By Beth Treffeisen
A new health code letter grading system is soon coming to food establishments in the city of Boston.
The new law that was passed at the Boston City Council’s August 24 meeting will require food establishments to start posting the letter grade that corresponds with health inspection by the Inspectional Services Department Health Division (ISD).
Currently, both restaurants and food trucks must comply with the Federal and State Food Codes and are subject to annual inspections to ensure compliance with the codes. The new rating system will be based off of an A, B and C grading system with anything lower closing the restaurant.
“The new letter grading system makes it visible to the public,” said Boston City Councilor Michael Flaherty at the city council meeting. “The program is to increase the health and safety and increase transparency in the city.”

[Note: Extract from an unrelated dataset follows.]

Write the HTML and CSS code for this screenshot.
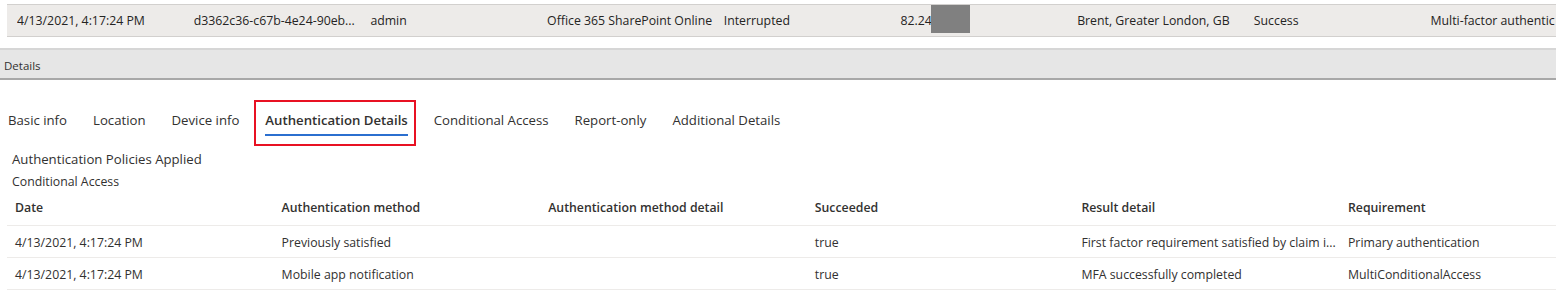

City Councilor Tito Jackson voted against the measure stating concerns that the city is rushing the execution of it.
“Certain neighborhoods and communities could be adversely affected by this if not implemented correctly,” Jackson said. “The hospitably is such a huge part of this cities economy so that is why I will be voting against this.”
The posting of the letter grade will be required to be facing outward at eye-level on an exterior wall or window within five feet of the main entrance of the restaurant. It will be optional during the first year of implementation but than will become mandatory.
Commissioner William Christopher from the ISD explained that the health inspection will not change and will continue the current inspection and rating system that is already in place. Since there will be no change, there will be no cost to the city of Boston.
If a violation is found upon first inspection there is a 30-day window to correct the violation and will follow with a random follow-up second inspection. If a restaurant appeals for a third inspection they have to pay a fee to the city.
Christopher emphasized that the letter grading only relates to sanitary inspections and not the quality of food.
Jeff Gates from the Aquitaine Boston group, that has various restaurants in the South end, believes the new program the Boston Health Department is putting out is not really a solution to a current problem.
“We have not had an issue with healthy restaurants here in Boston, and I’ve lived here about 30 years now,” said Gates.
He said there hasn’t been an issue exempt for at a national chain and that happened around the country. But, he has no qualms with having to post the grades.
“All of us want to enhance the experience of our guests and by making our guests know how clean it is I don’t know how that will be a problem?” said Gates. “It will better all of our operations.”
Gates said he is happy about the proactive involvement of both the city of Boston and the ISD with talking to restaurant owners on how to best make the letter grading posting happen.
“I love this city. I went to college here almost 40 years ago and I never left,” Gates said. “I’m very proud we can get together to make it stronger industry.”
Bob Luz the CEO of the Massachusetts Restaurant Association said they didn’t think this was a necessary step either because they already have a strong procedure that works now and is transparent to the public.
To search the current inspections residents can visit the Mayor’s Food Court online.
“The reason why we get a little nervous because it affects the 50 to 60 employees who work there,” said Luz. “If it scores a B guests might determine they don’t want to eat there.”
A score that is a B Luz explains can mean a number of things including something as small as leaving a disinfectant on top of a cutting board or having a non-working thermometer in a working refrigerator.
“It’s a snapshot in time,” said Luz. “It’s not reviewing the day in and day out 24/7 operations.”
He added that restaurants pay a lot of money towards making their restaurant attractive and by putting a B rating in the front it takes it all away.
Luz said, the city, the restaurateurs, and the guests all want the same thing: to have a healthy safe environment.
For Dave Andelman the CEO of Phantom Gourmet, a television program that features profiles of New England in an e-mail stated, “This public shaming system is typical of the class discrimination directed toward hard working restaurant employees.”
He continued, “Do we publicly grade law firms, accounting firms, and government agencies? A restaurant either meets code and is allowed to stay open or fails to meet code and it’s forced to close.”
Frank DePasquale who owns multiple restaurants throughout Boston is concerned about the new storefront postings of the grades that might deter customers if the restaurant gets anything other than an A. Otherwise he said, by getting an A rating it might actually help business.
DePasquale said it takes many years and a lot of money to perfect a restaurant to be rated by inspectors he is unsure of.
“To destroy something we worked so hard on is not fair.”
But he said, “My restaurants aren’t going to get anything but an A because my restaurants are immaculate.”